You can't ship htdemucs_ft on iOS. You can't ship it on Android. You can't run it in a browser. PyTorch Mobile is a 2 GB install and a permission to break, MLX needs Apple Silicon, and the obvious answer — ONNX — has been "broken on htdemucs" across four open GitHub issues for three years.
I just shipped the first working ONNX export of htdemucs_ft. It runs in onnxruntime, is 1.31× faster than PyTorch on CPU, and is numerically equivalent to the original (max absolute difference: 0.000163 on drums, 0.000008 on vocals). All four specialist sub-models are on Hugging Face: StemSplitio/htdemucs-ft-onnx.
This is the engineering writeup — the 4 blockers that killed every prior attempt and the patches that beat them.
What You'll Learn
- ✅ Why
htdemucsis so hard to export (complex tensors, Python dynamism, fused C++ kernels) - ✅ How to replace
torch.stftwithConv1dwithout losing accuracy (5 × 10⁻⁶ round-trip diff) - ✅ How to patch
fractions.Fraction,random.randrange, andaten::_native_multi_head_attention - ✅ How to verify parity to 4 decimals before trusting the export
- ✅ Pure numpy +
onnxruntimeinference — no PyTorch at runtime
Prerequisites
pip install "torch>=2.4,<2.5" "torchaudio>=2.4,<2.5" demucs onnx onnxruntime numpy soundfile
No GPU required for export or inference. Tested on Apple M4 Pro and Linux x86_64. If you don't have demucs set up yet, follow the complete demucs local setup guide first.
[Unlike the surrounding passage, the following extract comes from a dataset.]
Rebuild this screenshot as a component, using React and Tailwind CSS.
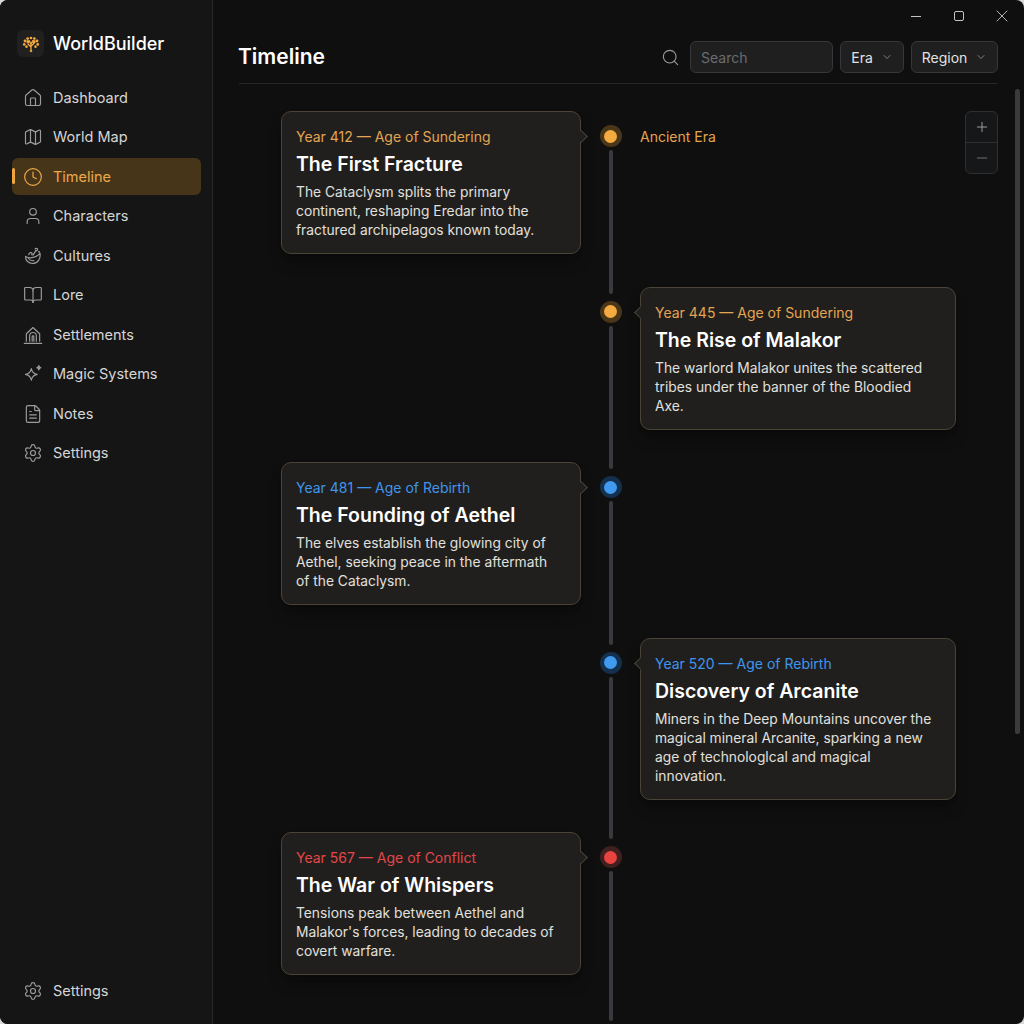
import { House, Map, Clock, User, BookOpen, FileText, Settings, Search, ChevronDown, Plus, Minus, X } from 'lucide-react';

// Sidebar icons the packages have no match for
const CulturesIcon = (props) => (
  <svg viewBox="0 0 24 24" fill="none" stroke="currentColor" strokeWidth="1.4" strokeLinecap="round" strokeLinejoin="round" {...props}>
    <path d="M3 12.500c2.500 1.500 5 2 8 1.500 4-.6 7-2.500 9.500-5 .8 6-2.500 12-9 12-5 0-8.500-3.500-8.500-8.500z" />
    <path d="M6.500 15c1.500 2 4 3 6.500 2.500" />
    <path d="M7 10.500c0-2 1.500-3 3-2.500 1.300.5 1.300 2.200.2 2.500" />
    <path d="M12 11l3.500-5.500" />
    <path d="M14.500 3.500c1-1 2.800-.8 3 .5.2 1.300-1.300 2-2.300 1.300" />
    <path d="M18.500 7c.8-.4 1.500 0 1.500.8" />
  </svg>
);

const SettlementsIcon = (props) => (
  <svg viewBox="0 0 24 24" fill="none" stroke="currentColor" strokeWidth="1.4" strokeLinecap="round" strokeLinejoin="round" {...props}>
    <path d="M1.500 22h21" />
    <path d="M4 19.500V10.500L12 3l8 7.500v9" />
    <path d="M8 19.500V13a4 4 0 0 1 8 0v6.500" />
    <path d="M11 19.500V14a1 1 0 0 1 2 0v5.500" />
  </svg>
);

const MagicIcon = (props) => (
  <svg viewBox="0 0 24 24" fill="none" stroke="currentColor" strokeWidth="1.4" strokeLinecap="round" strokeLinejoin="round" {...props}>
    <path d="M10 5.500c.8 4.300 2.700 6.200 7 7-4.300.8-6.200 2.700-7 7-.8-4.300-2.700-6.200-7-7 4.300-.8 6.200-2.700 7-7z" />
    <path d="M19 2c.3 1.500.9 2.200 2.500 2.500-1.600.3-2.200 1-2.500 2.500-.3-1.500-.9-2.200-2.500-2.500C18.100 4.200 18.700 3.500 19 2z" fill="currentColor" />
  </svg>
);

const LogoIcon = (props) => (
  <svg viewBox="0 0 24 24" fill="#f2a83e" stroke="#f2a83e" strokeLinecap="round" {...props}>
    <path d="M12 22v-9M12 16l-4-4M12 15l4-4M12 12l-2.500-4.500M12 12l2.500-4.500" fill="none" strokeWidth="1.800" />
    <g stroke="none">
      <circle cx="12" cy="4" r="1.800" />
      <circle cx="7.500" cy="4.800" r="1.800" />
      <circle cx="16.500" cy="4.800" r="1.800" />
      <circle cx="4" cy="8" r="1.900" />
      <circle cx="20" cy="8" r="1.900" />
      <circle cx="3" cy="12.500" r="1.800" />
      <circle cx="21" cy="12.500" r="1.800" />
      <circle cx="6" cy="15.500" r="1.700" />
      <circle cx="18" cy="15.500" r="1.700" />
      <circle cx="8" cy="9" r="2.200" />
      <circle cx="16" cy="9" r="2.200" />
      <path d="M10 22h4l-1-2h-2z" />
    </g>
  </svg>
);

const navItems = [
  { label: 'Dashboard', icon: House },
  { label: 'World Map', icon: Map },
  { label: 'Timeline', icon: Clock, active: true },
  { label: 'Characters', icon: User },
  { label: 'Cultures', icon: CulturesIcon },
  { label: 'Lore', icon: BookOpen },
  { label: 'Settlements', icon: SettlementsIcon },
  { label: 'Magic Systems', icon: MagicIcon },
  { label: 'Notes', icon: FileText },
  { label: 'Settings', icon: Settings },
];

const eras = {
  sundering: { text: 'text-[#e3a552]', dot: 'bg-[#f5ab3f]', ring: 'bg-[#4a3719]' },
  rebirth: { text: 'text-[#3f95ec]', dot: 'bg-[#409bf0]', ring: 'bg-[#14304d]' },
  conflict: { text: 'text-[#e2474a]', dot: 'bg-[#e8433f]', ring: 'bg-[#401f1f]' },
};

const events = [
  {
    side: 'left',
    era: 'sundering',
    year: 'Year 412 — Age of Sundering',
    title: 'The First Fracture',
    body: 'The Cataclysm splits the primary continent, reshaping Eredar into the fractured archipelagos known today.',
    label: 'Ancient Era',
  },
  {
    side: 'right',
    era: 'sundering',
    year: 'Year 445 — Age of Sundering',
    title: 'The Rise of Malakor',
    body: 'The warlord Malakor unites the scattered tribes under the banner of the Bloodied Axe.',
  },
  {
    side: 'left',
    era: 'rebirth',
    year: 'Year 481 — Age of Rebirth',
    title: 'The Founding of Aethel',
    body: 'The elves establish the glowing city of Aethel, seeking peace in the aftermath of the Cataclysm.',
  },
  {
    side: 'right',
    era: 'rebirth',
    year: 'Year 520 — Age of Rebirth',
    title: 'Discovery of Arcanite',
    body: 'Miners in the Deep Mountains uncover the magical mineral Arcanite, sparking a new age of technologlcal and magical innovation.',
  },
  {
    side: 'left',
    era: 'conflict',
    year: 'Year 567 — Age of Conflict',
    title: 'The War of Whispers',
    body: "Tensions peak between Aethel and Malakor's forces, leading to decades of covert warfare.",
    last: true,
  },
];

function NavRow({ item }) {
  const Icon = item.icon;
  return (
    <a
      className={`relative flex h-[37px] items-center gap-[10px] rounded-md px-[11px] text-[14.5px] ${
        item.active ? 'bg-[#47351a] text-[#eda94a]' : 'text-[#d6d6d6]'
      }`}
    >
      {item.active && <span className="absolute left-0 top-[10px] h-[16px] w-[3px] rounded-full bg-[#f0a63e]" />}
      <Icon className={`h-[20px] w-[20px] shrink-0 ${item.active ? 'text-[#eda94a]' : 'text-[#9c9c9c]'}`} strokeWidth={1.4} />
      {item.label}
    </a>
  );
}

function EventCard({ event }) {
  const era = eras[event.era];
  const isLeft = event.side === 'left';
  return (
    <div className="relative rounded-[10px] border border-[#4a4336] bg-[#211f1d] px-[14px] pb-[13px] pt-[14px] shadow-lg shadow-black/30">
      <span
        className={`absolute top-[20px] h-[9px] w-[9px] rotate-45 bg-[#211f1d] ${
          isLeft
            ? 'right-[-5.5px] border-r border-t border-[#4a4336]'
            : 'left-[-5.5px] border-b border-l border-[#4a4336]'
        }`}
      />
      <p className={`text-[14px] leading-[21px] ${era.text}`}>{event.year}</p>
      <h3 className="mt-[3px] text-[19.5px] font-semibold leading-[28px] text-white">{event.title}</h3>
      <p className={`mt-[5px] text-[13.8px] leading-[19px] text-[#e0e0de] ${isLeft ? 'max-w-[262px]' : ''}`}>{event.body}</p>
    </div>
  );
}

function TimelineRow({ event }) {
  const era = eras[event.era];
  const isLeft = event.side === 'left';
  const gap = event.last ? 'mb-[49px]' : 'mb-[32.5px]';
  return (
    <div className="grid grid-cols-[300px_59px_316px]">
      <div className={gap}>{isLeft && <EventCard event={event} />}</div>
      {/* rail: dot plus the segment running down to the next dot */}
      <div className={`flex flex-col items-center pt-[14px] ${event.last ? '' : 'mb-[-10px]'}`}>
        <div className={`flex h-[22px] w-[22px] shrink-0 items-center justify-center rounded-full ${era.ring}`}>
          <div className={`h-[13px] w-[13px] rounded-full ${era.dot}`} />
        </div>
        <div className="mb-[3px] mt-[3px] w-[4px] flex-1 rounded-full bg-[#393a3d]" />
      </div>
      <div className={gap}>
        {!isLeft && <EventCard event={event} />}
        {event.label && <p className="pt-[15px] text-[14px] leading-[21px] text-[#e3a552]">{event.label}</p>}
      </div>
    </div>
  );
}

export default function App() {
  return (
    <div className="h-[1024px] w-[1024px] overflow-hidden bg-[#d8d8d8] font-['Inter',sans-serif]">
      <div className="flex h-full overflow-hidden rounded-[8px] bg-[#0f0f0f]">
        {/* Sidebar */}
        <aside className="flex w-[213px] shrink-0 flex-col border-r border-[#27272a] bg-[#151515] pb-[15px] pl-3 pr-[11px] pt-[30px]">
          <div className="mb-[22px] flex items-center gap-[9px] pl-[5px]">
            <div className="flex h-[27px] w-[27px] items-center justify-center rounded-md bg-[#202020]">
              <LogoIcon className="h-[18px] w-[18px]" />
            </div>
            <span className="text-[18px] font-medium text-white">WorldBuilder</span>
          </div>
          <nav className="flex flex-col gap-[2.5px]">
            {navItems.map((item) => (
              <NavRow key={item.label} item={item} />
            ))}
          </nav>
          <div className="mt-auto">
            <NavRow item={{ label: 'Settings', icon: Settings }} />
          </div>
        </aside>

        {/* Main */}
        <main className="relative flex min-w-0 flex-1 flex-col px-[26px]">
          {/* Window controls */}
          <div className="flex h-[32px] shrink-0 items-start justify-end gap-[28px] pt-[11px]">
            <span className="mr-[5px] mt-[5px] h-px w-[10px] bg-[#c4c4c4]" />
            <span className="h-[10px] w-[10px] rounded-[2px] border border-[#c4c4c4]" />
            <X className="-mr-[14px] -mt-[5px] h-[20px] w-[20px] text-[#c4c4c4]" strokeWidth={1.1} />
          </div>

          {/* Header */}
          <header className="flex h-[52px] shrink-0 justify-between border-b border-[#27272a]">
            <h1 className="-ml-px pt-[9px] text-[21px] font-semibold leading-[32px] text-white">Timeline</h1>
            <div className="flex items-start gap-[7px] pt-[9px]">
              <Search className="mr-[3px] mt-[7px] h-[19px] w-[19px] text-[#9a9a9a]" strokeWidth={1.4} />
              <input
                placeholder="Search"
                className="h-[32px] w-[143px] rounded-md border border-[#36373a] bg-[#1f1f20] px-[10px] text-[14px] text-white outline-none placeholder:text-[#6b6c6e]"
              />
              <button className="flex h-[32px] w-[64px] items-center justify-center gap-[8px] rounded-md border border-[#36373a] bg-[#1f1f20] text-[14px] text-[#e2e2e2]">
                Era <ChevronDown className="h-[12px] w-[12px] text-[#a0a0a0]" strokeWidth={1.5} />
              </button>
              <button className="flex h-[32px] w-[87px] items-center justify-center gap-[8px] rounded-md border border-[#36373a] bg-[#1f1f20] text-[14px] text-[#e2e2e2]">
                Region <ChevronDown className="h-[12px] w-[12px] text-[#a0a0a0]" strokeWidth={1.5} />
              </button>
            </div>
          </header>

          {/* Timeline */}
          <section className="pl-[42px] pt-[27px]">
            {events.map((event) => (
              <TimelineRow key={event.title} event={event} />
            ))}
          </section>

          {/* Zoom controls */}
          <div className="absolute right-[26px] top-[111px] flex w-[33px] flex-col divide-y divide-[#2e2f31] rounded-md border border-[#2e2f31] bg-[#161718] text-[#a5a5a5]">
            <button className="flex h-[31px] items-center justify-center">
              <Plus className="h-[16px] w-[16px]" strokeWidth={1.4} />
            </button>
            <button className="flex h-[30px] items-center justify-center">
              <Minus className="h-[16px] w-[16px] text-[#777]" strokeWidth={1.4} />
            </button>
          </div>

          {/* Scrollbar */}
          <div className="absolute right-[4px] top-[89px] h-[645px] w-[5px] rounded-full bg-[#3a3b3d]" />
        </main>
      </div>
    </div>
  );
}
Why doesn't htdemucs export to ONNX out of the box?
Short answer: Because the model uses four PyTorch features that no ONNX exporter has good answers for — complex tensors in the STFT, fractions.Fraction arithmetic in model.segment, random.randrange inside the cross-transformer, and the fused C++ aten::_native_multi_head_attention kernel.
Each one stops torch.onnx.export and torch.onnx.dynamo_export cold. You hit them in order; each new patch unblocks the next failure.
Blocker 1: complex64 STFT output
Short answer: Replace torch.stft with a Conv1d using sin/cos kernels that emit two real-valued channels.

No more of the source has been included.